الاثنين، 11 يوليو 2022

NEWS TECHNOLOGIE

After the success of Intel’s “comeback architecture” named Alder Lake, we’re all curious to see what kind of gains it has in store for its successor, Raptor Lake. While Raptor Lake and Alder Lake are both built on the Intel 7 process, Intel has further refined it. The company is also rumored to be doubling the number of E-cores (efficiency cores) in its flagship CPU.

If these rumors are accurate, the Core i9-13900K will feature eight hyper-threaded performance cores, and 16 efficiency cores, for a total of 24 cores and 32 threads. Apparently this is a solid combination, as a new Geekbench score has appeared from the Core i9-13900K. It shows the CPU is a beast, at least in multi-threaded workloads.

The Geekbench score was discovered by Benchleaks on Twitter. It shows an Intel Core i9-13900K running on an Asus ROG Maximus Z690 Extreme motherboard. Since it’s not a final production CPU, its clock speeds are likely to differ from the final product. Despite that, it was still able to hit an average of 5.45GHz on a single core. What’s notable is it achieved a maximum single-core clock speed of 5.7GHz, which is impressive. That’s a 200Mhz gain over the binned Alder Lake Core i9012900KS flagship. This also aligns with previous rumors that Intel was hoping to at least hit 5.8GHz for Raptor Lake. The results show its base clock was 3GHz. This engineering sample was able to achieve a single-core score of 2,133 and 23,701 for multi-core.

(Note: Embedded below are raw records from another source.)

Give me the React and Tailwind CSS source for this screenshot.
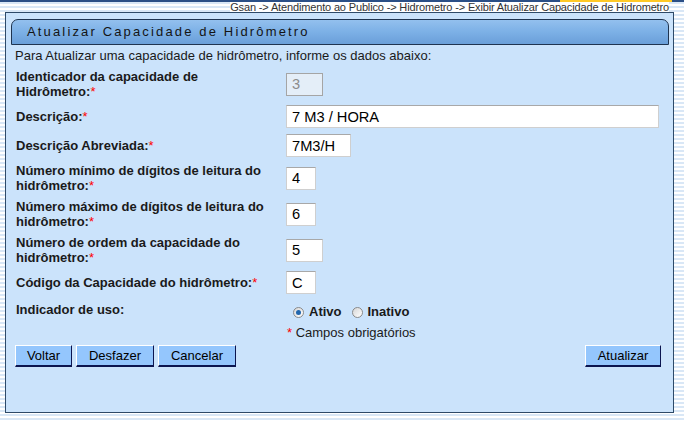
import React from 'react'

const rows = [
  { label: ['Identicador da capacidade de', 'Hidrômetro:'], value: '3', w: 'w-[37px]', h: 'h-[36px]', disabled: true },
  { label: ['Descrição:'], value: '7 M3 / HORA', w: 'w-[373px]', h: 'h-[29px]' },
  { label: ['Descrição Abreviada:'], value: '7M3/H', w: 'w-[65px]', h: 'h-[29px]' },
  { label: ['Número mínimo de dígitos de leitura do', 'hidrômetro:'], value: '4', w: 'w-[30px]', h: 'h-[36px]' },
  { label: ['Número máximo de dígitos de leitura do', 'hidrômetro:'], value: '6', w: 'w-[30px]', h: 'h-[36px]' },
  { label: ['Número de ordem da capacidade do', 'hidrômetro:'], value: '5', w: 'w-[37px]', h: 'h-[36px]' },
  { label: ['Código da Capacidade do hidrômetro:'], value: 'C', w: 'w-[30px]', h: 'h-[29px]' },
]

function Req() {
  return <span className="text-[#ff0000] font-normal">*</span>
}

function Radio({ checked }) {
  return (
    <span className="w-[11px] h-[11px] rounded-full border border-[#8a8a8a] bg-gradient-to-br from-[#d6d6d6] to-[#ffffff] flex items-center justify-center">
      {checked && <span className="w-[5px] h-[5px] rounded-full bg-[#2166ad]" />}
    </span>
  )
}

function Btn({ children, w }) {
  return (
    <button
      className={`${w} h-[22px] bg-[#94c6fd] border border-t-white border-l-white border-r-[#0b1550] border-b-2 border-b-[#0b1550] text-[13px] text-black leading-none`}
    >
      {children}
    </button>
  )
}

export default function App() {
  return (
    <div className="w-[684px] h-[421px] overflow-hidden bg-[repeating-linear-gradient(180deg,#ffffff_0px,#ffffff_2px,#d9e7f6_2px,#d9e7f6_4px)] font-['Liberation_Sans',Arial,sans-serif] text-[#1a1a1a]">
      <div className="flex h-[2px]">
        <div className="flex-1 bg-[#2b4f86]" />
        <div className="w-[112px] bg-[#ffc926]" />
        <div className="w-[12px] bg-[#2b4f86]" />
      </div>
      <div className="h-[10px] flex justify-end pr-[15px]">
        <span className="text-[11px] leading-[10px] text-[#333] bg-white font-['Liberation_Sans_Narrow','Liberation_Sans',sans-serif] tracking-[-0.15px]">
          Gsan -&gt; Atendimento ao Publico -&gt; Hidrometro -&gt; Exibir Atualizar Capacidade de Hidrometro
        </span>
      </div>

      <div className="ml-[5px] w-[669px] h-[401px] border border-[#2e4a68] bg-[#cbe3fb] pt-[6px]">
        <div className="ml-[5px] w-[658px] h-[26px] border border-[#1f3450] rounded-tl-[7px] rounded-tr-[7px] bg-gradient-to-b from-[#93c0ee] via-[#7cb0e6] to-[#6a9fd9] flex items-center pl-[15px]">
          <span className="text-[13px] tracking-[2.15px] text-[#141414]">Atualizar Capacidade de Hidrômetro</span>
        </div>

        <div className="pl-[9px] mt-[3px] text-[13px] leading-[16px]">
          Para Atualizar uma capacidade de hidrômetro, informe os dados abaixo:
        </div>

        <div className="mt-[2px] pl-[10px] flex flex-col">
          {rows.map((r, i) => (
            <div key={i} className={`flex items-center ${r.h}`}>
              <div className="w-[270px] text-[13px] font-bold leading-[15px]">
                {r.label.map((l, j) => (
                  <div key={j}>
                    {l}
                    {j === r.label.length - 1 && <Req />}
                  </div>
                ))}
              </div>
              <div
                className={`${r.w} h-[23px] border flex items-center pl-[5px] text-[14.67px] ${
                  r.disabled
                    ? 'border-[#a5a5a5] bg-[#e4eef8] text-[#8c8c8c]'
                    : 'border-[#cfcfcf] border-t-[#a8a8a8] bg-white text-black'
                }`}
              >
                {r.value}
              </div>
            </div>
          ))}

          <div className="flex items-center h-[30px]">
            <div className="w-[270px] text-[13px] font-bold -mt-[4px]">Indicador de uso:</div>
            <div className="flex items-center pl-[7px] text-[13px] font-bold">
              <Radio checked />
              <span className="ml-[5px]">Ativo</span>
              <span className="ml-[10px]"><Radio /></span>
              <span className="ml-[5px]">Inativo</span>
            </div>
          </div>

          <div className="flex items-center h-[12px]">
            <div className="w-[270px]" />
            <div className="pl-[1px] text-[13px] leading-[12px]">
              <Req /> Campos obrigatórios
            </div>
          </div>
        </div>

        <div className="mt-[6px] pl-[9px] pr-[12px] flex items-center">
          <div className="flex gap-[4px]">
            <Btn w="w-[57px]">Voltar</Btn>
            <Btn w="w-[78px]">Desfazer</Btn>
            <Btn w="w-[78px]">Cancelar</Btn>
          </div>
          <div className="flex-1" />
          <Btn w="w-[76px]">Atualizar</Btn>
        </div>
      </div>
    </div>
  )
}
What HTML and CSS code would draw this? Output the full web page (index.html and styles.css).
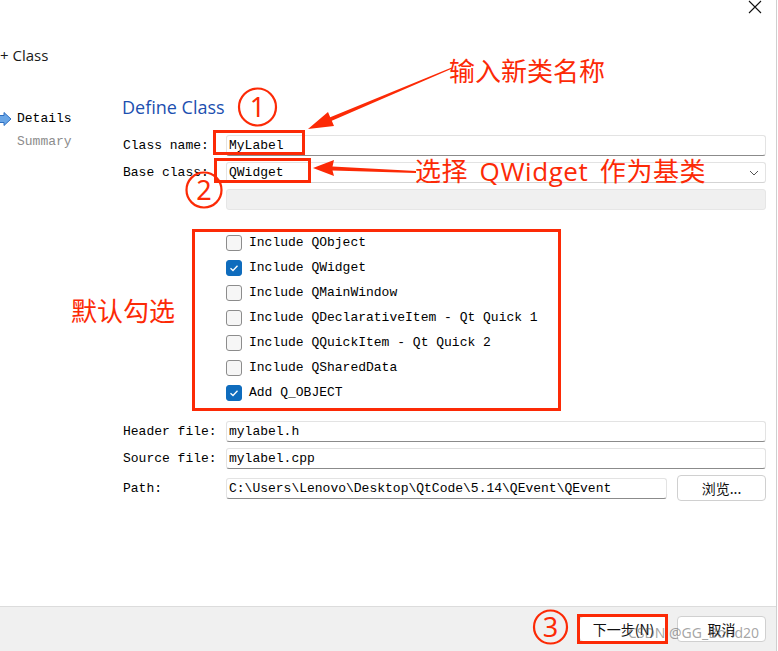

As Benchleaks notes, compared to AMD’s Ryzen 7 5800X the single-core number is 23 percent faster and the multi-core number is 120 percent higher. Of course, that particular AMD CPU is just an eight-core, 16 thread CPU. When compared to the 16 core, 32 thread Ryzen 9 5950X it also comes out on top. AMD’s flagship CPU can notch a multi-threaded score of 16,508 according to Wccftech. That gives Intel’s CPU a 35 percent advantage over Zen 3’s chiplet design. For single-core, the Raptor Lake CPU is also 24 percent faster than the 5950X.

Compared to Alder Lake, we see some interesting differences as well. The Core i9-12900K can hit 1,987 in single-core tests. Raptor Lake’s 2,133 is just seven percent faster. Assuming there’s not a huge IPC uplift, this gain would come down to higher clock speeds. On the multi-core front, Alder Lake hits 17,272 while Raptor Lake is at 23,701. That’s a 31 percent difference, which is quite a boost from those eight efficiency cores.

Of course, Raptor Lake won’t be doing battle with Zen 3, as it’ll be going head-to-head with Zen 4. Both platforms are due to launch later this year and should arrive in a similar timeframe. However, given the gains we see over Zen 3 gives us an idea of what kind of targets AMD will need to hit. AMD has stated its goal is to see a 35 percent performance improvement for Zen 4. It’s also pushing for more than 25 percent gains in performance-per-watt. Finally, it anticipates more than a 15 percent single-thread uplift. Those numbers would put its 16 core, 32 thread CPU close to the numbers for Raptor Lake.

As always, there’s a rub. The results page for the Raptor Lake system says the score is invalid due to a timing error. We’re not sure what could have caused it to throw this flag. This seems to be an issue where the timers used by Geekbench to measure performance run slower or faster than the system clock. Therefore, we have to once again be somewhat cautious about trusting these results. Despite this fact, it’s still tantalizing to see what Raptor Lake may offer. After years of incremental gains from generation-to-generation, Intel might finally have shaken its curse and significantly improved its architecture. We’ll find out soon enough as more benchmarks will assuredly be revealed.